WHAT THIS TASK INVOLVES -> Exactly as written, write out the lines below from the first to the one containing "import React from 'react';", inclusive. Pictures do not belong in the copy.

Start

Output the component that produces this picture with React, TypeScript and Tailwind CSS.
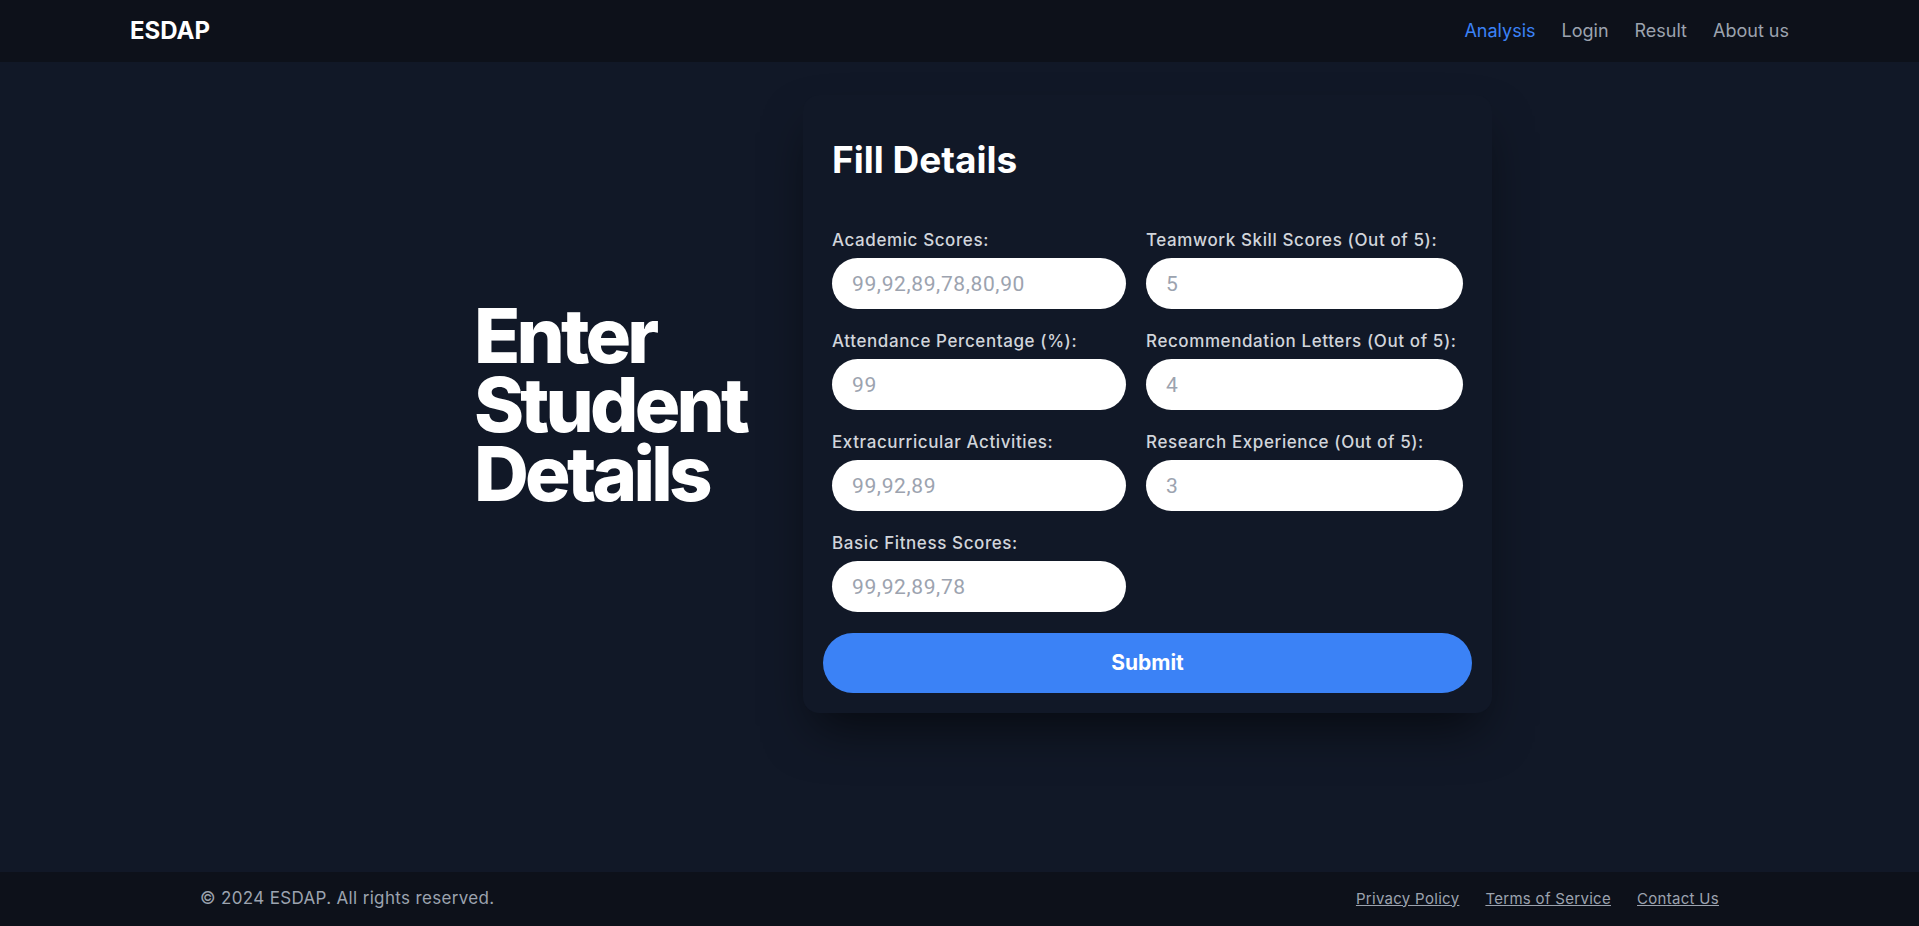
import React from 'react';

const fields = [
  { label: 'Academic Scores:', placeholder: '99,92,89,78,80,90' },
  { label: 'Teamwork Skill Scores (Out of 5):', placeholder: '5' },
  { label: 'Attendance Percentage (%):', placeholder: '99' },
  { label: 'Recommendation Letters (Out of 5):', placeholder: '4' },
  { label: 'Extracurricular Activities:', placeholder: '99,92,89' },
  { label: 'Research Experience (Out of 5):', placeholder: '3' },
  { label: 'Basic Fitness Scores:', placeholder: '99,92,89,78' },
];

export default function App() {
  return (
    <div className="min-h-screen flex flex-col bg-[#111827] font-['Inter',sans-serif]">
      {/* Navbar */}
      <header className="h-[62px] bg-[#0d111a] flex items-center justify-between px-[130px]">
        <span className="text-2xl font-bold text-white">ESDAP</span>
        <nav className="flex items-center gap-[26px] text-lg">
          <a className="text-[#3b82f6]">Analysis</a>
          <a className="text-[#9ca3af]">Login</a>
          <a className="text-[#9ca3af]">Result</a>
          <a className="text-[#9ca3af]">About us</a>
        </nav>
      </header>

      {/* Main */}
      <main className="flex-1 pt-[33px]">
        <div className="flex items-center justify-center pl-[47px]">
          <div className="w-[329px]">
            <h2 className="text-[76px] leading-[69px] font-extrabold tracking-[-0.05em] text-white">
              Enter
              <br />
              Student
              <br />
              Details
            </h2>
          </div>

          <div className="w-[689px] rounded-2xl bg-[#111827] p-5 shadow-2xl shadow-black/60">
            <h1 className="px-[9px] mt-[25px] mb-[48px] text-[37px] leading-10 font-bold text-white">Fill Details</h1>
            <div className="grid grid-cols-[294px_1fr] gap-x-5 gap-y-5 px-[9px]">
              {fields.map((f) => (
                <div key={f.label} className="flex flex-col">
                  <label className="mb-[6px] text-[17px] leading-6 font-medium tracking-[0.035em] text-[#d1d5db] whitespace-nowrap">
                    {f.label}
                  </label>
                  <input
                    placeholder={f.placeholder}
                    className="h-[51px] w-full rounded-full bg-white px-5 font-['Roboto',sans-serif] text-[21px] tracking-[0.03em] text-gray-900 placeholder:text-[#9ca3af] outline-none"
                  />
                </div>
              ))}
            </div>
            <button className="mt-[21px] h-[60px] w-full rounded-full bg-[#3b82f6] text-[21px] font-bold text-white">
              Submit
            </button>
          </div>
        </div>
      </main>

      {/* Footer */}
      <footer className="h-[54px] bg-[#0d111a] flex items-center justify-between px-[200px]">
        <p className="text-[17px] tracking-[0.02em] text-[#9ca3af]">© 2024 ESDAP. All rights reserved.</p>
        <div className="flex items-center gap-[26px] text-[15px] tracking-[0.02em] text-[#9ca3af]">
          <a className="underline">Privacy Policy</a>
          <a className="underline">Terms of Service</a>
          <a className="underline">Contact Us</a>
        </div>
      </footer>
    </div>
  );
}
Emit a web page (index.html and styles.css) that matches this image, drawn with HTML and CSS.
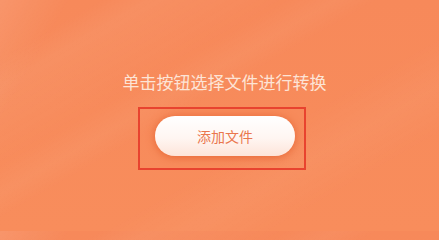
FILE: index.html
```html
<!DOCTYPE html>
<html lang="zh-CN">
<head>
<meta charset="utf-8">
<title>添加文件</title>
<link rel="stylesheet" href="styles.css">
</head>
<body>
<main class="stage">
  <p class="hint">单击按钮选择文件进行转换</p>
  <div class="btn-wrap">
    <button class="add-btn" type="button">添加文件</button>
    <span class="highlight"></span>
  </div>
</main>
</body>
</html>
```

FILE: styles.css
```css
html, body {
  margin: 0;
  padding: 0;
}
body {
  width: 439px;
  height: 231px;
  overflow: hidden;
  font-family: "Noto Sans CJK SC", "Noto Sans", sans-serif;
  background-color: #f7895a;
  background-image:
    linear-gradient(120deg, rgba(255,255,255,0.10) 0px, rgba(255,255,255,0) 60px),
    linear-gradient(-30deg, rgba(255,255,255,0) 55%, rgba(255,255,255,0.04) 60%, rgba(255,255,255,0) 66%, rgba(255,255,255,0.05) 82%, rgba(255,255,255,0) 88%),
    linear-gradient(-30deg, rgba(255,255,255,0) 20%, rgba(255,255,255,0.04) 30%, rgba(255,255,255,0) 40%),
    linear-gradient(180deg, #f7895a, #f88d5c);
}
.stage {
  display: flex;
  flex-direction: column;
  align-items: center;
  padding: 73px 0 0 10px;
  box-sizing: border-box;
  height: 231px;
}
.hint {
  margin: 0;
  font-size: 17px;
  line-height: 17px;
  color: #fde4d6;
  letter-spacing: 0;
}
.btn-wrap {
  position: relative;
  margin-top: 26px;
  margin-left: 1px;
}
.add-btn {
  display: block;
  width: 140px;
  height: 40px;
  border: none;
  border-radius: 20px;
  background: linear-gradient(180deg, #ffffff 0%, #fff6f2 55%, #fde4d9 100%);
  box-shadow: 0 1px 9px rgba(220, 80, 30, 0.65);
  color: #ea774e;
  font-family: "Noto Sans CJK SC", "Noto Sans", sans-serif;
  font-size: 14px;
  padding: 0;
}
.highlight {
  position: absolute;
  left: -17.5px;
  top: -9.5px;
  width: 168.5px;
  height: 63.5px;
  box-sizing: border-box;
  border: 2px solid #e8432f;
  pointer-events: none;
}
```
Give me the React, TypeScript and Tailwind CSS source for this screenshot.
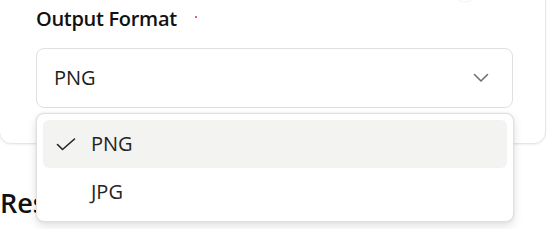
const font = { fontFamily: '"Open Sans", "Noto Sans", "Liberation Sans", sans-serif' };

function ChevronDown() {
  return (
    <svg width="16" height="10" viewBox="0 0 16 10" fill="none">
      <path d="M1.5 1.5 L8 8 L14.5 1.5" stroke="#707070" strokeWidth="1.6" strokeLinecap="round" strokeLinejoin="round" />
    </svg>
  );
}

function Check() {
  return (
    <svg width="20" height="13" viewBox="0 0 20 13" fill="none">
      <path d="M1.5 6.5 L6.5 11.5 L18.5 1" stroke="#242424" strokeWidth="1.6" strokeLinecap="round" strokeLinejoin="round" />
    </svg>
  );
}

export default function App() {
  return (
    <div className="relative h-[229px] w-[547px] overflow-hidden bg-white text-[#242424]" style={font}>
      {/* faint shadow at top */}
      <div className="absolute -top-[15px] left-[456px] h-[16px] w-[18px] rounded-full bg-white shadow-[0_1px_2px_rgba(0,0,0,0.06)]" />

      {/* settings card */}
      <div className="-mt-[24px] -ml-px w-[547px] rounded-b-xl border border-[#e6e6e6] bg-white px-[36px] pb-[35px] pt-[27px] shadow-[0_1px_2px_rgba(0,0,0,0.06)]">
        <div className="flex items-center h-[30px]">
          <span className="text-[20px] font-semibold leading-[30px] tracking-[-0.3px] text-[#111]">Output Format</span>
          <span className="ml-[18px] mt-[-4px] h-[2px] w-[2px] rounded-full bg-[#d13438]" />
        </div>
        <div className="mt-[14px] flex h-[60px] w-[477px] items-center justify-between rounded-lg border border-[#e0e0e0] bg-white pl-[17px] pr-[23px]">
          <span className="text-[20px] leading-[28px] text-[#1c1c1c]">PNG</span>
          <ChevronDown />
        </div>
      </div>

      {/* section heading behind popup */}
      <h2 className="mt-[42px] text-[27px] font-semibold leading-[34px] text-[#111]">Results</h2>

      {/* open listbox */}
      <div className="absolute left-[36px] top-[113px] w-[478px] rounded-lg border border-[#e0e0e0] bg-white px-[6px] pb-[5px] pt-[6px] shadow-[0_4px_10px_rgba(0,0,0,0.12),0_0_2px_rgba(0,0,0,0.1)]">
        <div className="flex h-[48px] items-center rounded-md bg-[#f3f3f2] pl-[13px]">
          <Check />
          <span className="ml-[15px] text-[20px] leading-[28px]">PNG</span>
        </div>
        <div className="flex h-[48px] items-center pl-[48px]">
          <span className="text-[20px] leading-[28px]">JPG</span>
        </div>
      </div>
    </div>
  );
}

End

ANSWER TO THE TASK ->
Output the component that produces this picture with React, TypeScript and Tailwind CSS.
import React from 'react';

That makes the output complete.